9. The Midnight Special: The Secret Prison History of American Music by Colin Asher June 30, 2026
Lead Belly was made to perform in his prison clothes, and Colin Asher uses that image to open a history of five musicians whose careers were shaped by incarceration: Lead Belly, jazz pianist Elmo Hope, Johnny Cash, soul singer Ike White, and Tupac Shakur. Asher traces how the criminal justice system treated them differently along racial lines, from Jim Crow-era prison farms through the heroin-fueled jazz busts of the mid-century to the dawn of mass incarceration. The book argues that white artists often profited from a brush with crime while Black musicians paid for it with their careers. Comparing Elmo Hope’s Sounds from Rikers Island to Johnny Cash’s At San Quentin is apparently one of its sharper moves.

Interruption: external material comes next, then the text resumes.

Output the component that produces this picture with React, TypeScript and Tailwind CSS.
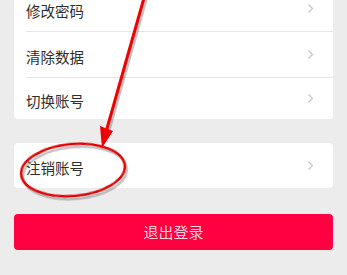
import React from 'react';

const font = { fontFamily: '"Noto Sans CJK SC", "Noto Sans", sans-serif' };

function Chevron() {
    return (
        <svg width="7" height="11" viewBox="0 0 7 11" className="mr-[19px]">
            <polyline
                points="1.5,1.5 5.5,5.5 1.5,9.5"
                fill="none"
                stroke="#c4c4c4"
                strokeWidth="1.1"
            />
        </svg>
    );
}

function Row({
    label,
    height,
    last,
}: {
    label: string;
    height: string;
    last?: boolean;
}) {
    return (
        <div className={`ml-3 flex items-center justify-between ${height} ${last ? '' : 'border-b border-[#e6e6e6]'}`}>
            <span className="pt-1 text-[14.5px] text-[#2e2e2e]">{label}</span>
            <Chevron />
        </div>
    );
}

export default function App() {
    return (
        <div
            className="relative h-[275px] w-[347px] overflow-hidden bg-[#ececec]"
            style={font}
        >
            <div className="mx-[14px] -mt-[14px] rounded-[4px] bg-white">
                <Row label="修改密码" height="h-[46px]" />
                <Row label="清除数据" height="h-[46px]" />
                <Row label="切换账号" height="h-[41px]" last />
            </div>
            <div className="mx-[14px] mt-[24px] rounded-[4px] bg-white">
                <Row label="注销账号" height="h-[45px]" last />
            </div>
            <button className="mx-[14px] mt-[26px] flex h-[36px] w-[319px] items-center justify-center rounded-[4px] bg-[#ff0040] text-[15px] text-[#ffd0dc]">
                退出登录
            </button>

            <svg
                className="pointer-events-none absolute left-0 top-0"
                width="347"
                height="275"
                viewBox="0 0 347 275"
            >
                <g opacity="0.35" transform="translate(2,2)">
                    <line x1="144" y1="-2" x2="106" y2="132" stroke="#555" strokeWidth="3" />
                    <ellipse cx="73" cy="171" rx="52" ry="26" transform="rotate(-5 73 171)" fill="none" stroke="#555" strokeWidth="2.5" />
                </g>
                <line x1="144" y1="-2" x2="106" y2="132" stroke="#ee0000" strokeWidth="3" />
                <polygon points="100,126 113,131 102,148" fill="#ee0000" />
                <ellipse
                    cx="73"
                    cy="170"
                    rx="52"
                    ry="26"
                    transform="rotate(-5 73 170)"
                    fill="none"
                    stroke="#e00000"
                    strokeWidth="2.5"
                />
            </svg>
        </div>
    );
}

10. Rebel City: A Guide to New York’s Wild Side by Tiziana Rinaldi Castro November 24, 2026
A borough-by-borough guide to the New York of Stonewall, the Harlem Renaissance, Occupy Wall Street, and the Beat poets, cross-referencing locations with the rebels who made them matter: Frederick Douglass, Emma Goldman, Malcolm X, the Black Panthers. Billed as part walking guide, part history, part Patti Smith memoir, with a full index and bibliography for anyone who wants to keep pulling threads.